Nun sagte ich: Bemerkenswert ist das 15. Jahrhundert aus dem Grunde, weil im 15. Jahrhundert nach und nach wiederum, namentlich durch die natürliche Erschließung von Bergwerken und dergleichen, in Europa das Gold aufgetreten ist, später durch die Entdeckungsfahrten; so daß seit dem 15. Jahrhundert Verhältnisse eingetreten sind, die schon dadurch grundverschieden sind von den vorhergehenden, daß dann wiederum das Gold aufgetreten ist. Und dieses 15. Jahrhundert, das wir auch das Zeitalter des Christian Rosenkreutz nennen können, ist deshalb dasjenige, durch das man wiederum in Europa in die Geldwirtschaft segelte. Da ist auch in dieser Beziehung ein mächtiger Einschnitt. Die letzten Zeiten des vierten nachatlantischen Zeitraums waren in Europa die geldlosen, diejenigen der Naturalwirtschaft. Das ist das, was man ins Auge fassen muß. Und nun entwickelte sich während dieser Zeit durch alle Löcher desjenigen hindurch, was ich geschildert habe, das, was dann vom 15. Jahrhundert ab bewirkte, daß die Verhältnisse allmählich so geworden sind, daß wir jetzt von kompakten Nationalitäten, die nach Staaten abgetrennt sind, sprechen können.

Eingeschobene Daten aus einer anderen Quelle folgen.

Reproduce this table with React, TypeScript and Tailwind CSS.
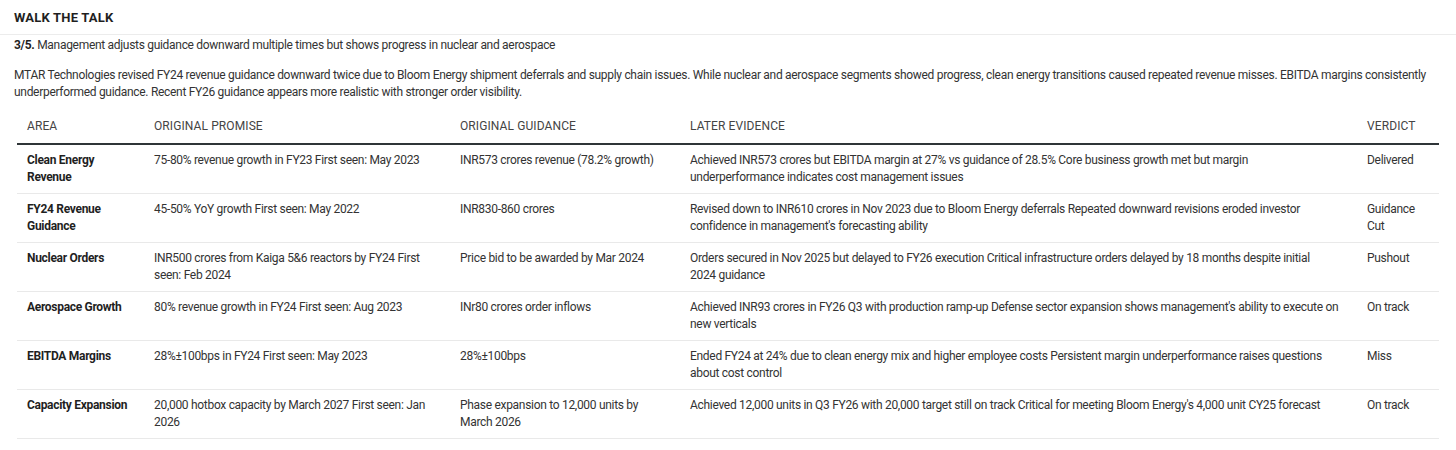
import React from 'react';

type Row = { area: string; promise: string; guidance: string; evidence: string; verdict: string };

const ROWS: Row[] = [
    {
        area: 'Clean Energy Revenue',
        promise: '75-80% revenue growth in FY23 First seen: May 2023',
        guidance: 'INR573 crores revenue (78.2% growth)',
        evidence: 'Achieved INR573 crores but EBITDA margin at 27% vs guidance of 28.5% Core business growth met but margin underperformance indicates cost management issues',
        verdict: 'Delivered',
    },
    {
        area: 'FY24 Revenue Guidance',
        promise: '45-50% YoY growth First seen: May 2022',
        guidance: 'INR830-860 crores',
        evidence: "Revised down to INR610 crores in Nov 2023 due to Bloom Energy deferrals Repeated downward revisions eroded investor confidence in management's forecasting ability",
        verdict: 'Guidance Cut',
    },
    {
        area: 'Nuclear Orders',
        promise: 'INR500 crores from Kaiga 5&6 reactors by FY24 First seen: Feb 2024',
        guidance: 'Price bid to be awarded by Mar 2024',
        evidence: 'Orders secured in Nov 2025 but delayed to FY26 execution Critical infrastructure orders delayed by 18 months despite initial 2024\u00a0guidance',
        verdict: 'Pushout',
    },
    {
        area: 'Aerospace Growth',
        promise: '80% revenue growth in FY24 First seen: Aug 2023',
        guidance: 'INr80 crores order inflows',
        evidence: "Achieved INR93 crores in FY26 Q3 with production ramp-up Defense sector expansion shows management's ability to execute on new verticals",
        verdict: 'On track',
    },
    {
        area: 'EBITDA Margins',
        promise: '28%±100bps in FY24 First seen: May 2023',
        guidance: '28%±100bps',
        evidence: 'Ended FY24 at 24% due to clean energy mix and higher employee costs Persistent margin underperformance raises questions about cost control',
        verdict: 'Miss',
    },
    {
        area: 'Capacity Expansion',
        promise: '20,000 hotbox capacity by March 2027 First seen: Jan 2026',
        guidance: 'Phase expansion to 12,000 units by March 2026',
        evidence: "Achieved 12,000 units in Q3 FY26 with 20,000 target still on track Critical for meeting Bloom Energy's 4,000 unit CY25 forecast",
        verdict: 'On track',
    },
];

const App: React.FC = () => {
    return (
        <div className="w-[1456px] h-[450px] bg-white text-[#333] font-['Roboto','Liberation_Sans',Arial,sans-serif] text-[12px] leading-[17px] tracking-[-0.3px] overflow-hidden">
            <div className="h-[35px] border-b border-[#ececec] px-[14px] flex items-center">
                <h1 className="text-[13px] font-bold tracking-[0.2px] text-[#1f1f1f]">WALK THE TALK</h1>
            </div>

            <div className="px-[14px] pt-[2px]">
                <p>
                    <span className="font-bold text-[#1f1f1f]">3/5.</span> Management adjusts guidance downward multiple times but shows progress in nuclear and aerospace
                </p>
                <p className="mt-[13px]">
                    MTAR Technologies revised FY24 revenue guidance downward twice due to Bloom Energy shipment deferrals and supply chain issues. While nuclear and aerospace segments showed progress, clean energy transitions caused repeated revenue misses. EBITDA margins consistently underperformed guidance. Recent FY26 guidance appears more realistic with stronger order visibility.
                </p>

                {/* Promise vs evidence table */}
                <table className="mt-[10px] ml-[3px] w-[1422px] table-fixed border-collapse">
                    <colgroup>
                        <col className="w-[127px]" />
                        <col className="w-[306px]" />
                        <col className="w-[230px]" />
                        <col className="w-[677px]" />
                        <col className="w-[82px]" />
                    </colgroup>
                    <thead>
                        <tr className="border-b-2 border-[#2f3538]">
                            {['AREA', 'ORIGINAL PROMISE', 'ORIGINAL GUIDANCE', 'LATER EVIDENCE', 'VERDICT'].map(h => (
                                <th key={h} className="text-left font-normal text-[#444] tracking-[0.1px] px-[10px] pt-[7px] pb-[8px] align-top">
                                    {h}
                                </th>
                            ))}
                        </tr>
                    </thead>
                    <tbody>
                        {ROWS.map(row => (
                            <tr key={row.area} className="border-b border-[#e9e9e9]">
                                <td className="px-[10px] py-[7px] align-top h-[49px] font-bold text-[#1f1f1f]">{row.area}</td>
                                <td className="px-[10px] py-[7px] align-top">{row.promise}</td>
                                <td className="px-[10px] py-[7px] align-top">{row.guidance}</td>
                                <td className="pl-[10px] pr-[15px] py-[7px] align-top">{row.evidence}</td>
                                <td className="px-[10px] py-[7px] align-top">{row.verdict}</td>
                            </tr>
                        ))}
                    </tbody>
                </table>
            </div>
        </div>
    );
};

export default App;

Von einem solchen Gegensatz zwischen Deutschen und Franzosen zu sprechen, wie man das seit dem 15. Jahrhundert kann, ist für die Zeit bis zum 15. Jahrhundert noch ganz unmöglich, ist sogar sinnlos. Es hat sich gerade, was man französische Nation nennen kann, ganz [] langsam und allmählich erst gebildet. Gewiß, es waren die Franken unterschieden von den Sachsen; aber der fränkische Charakter war von dem sächsischen nicht mehr verschieden, als ich das letzte Mal geschildert habe. Es waren Stammesunterschiede, keine Volks- oder gar nationalen Unterschiede, keine größeren Unterschiede, als sie heute etwa sind zwischen Preußen und Bayern, vielleicht sogar ein geringerer Unterschied in vieler Beziehung.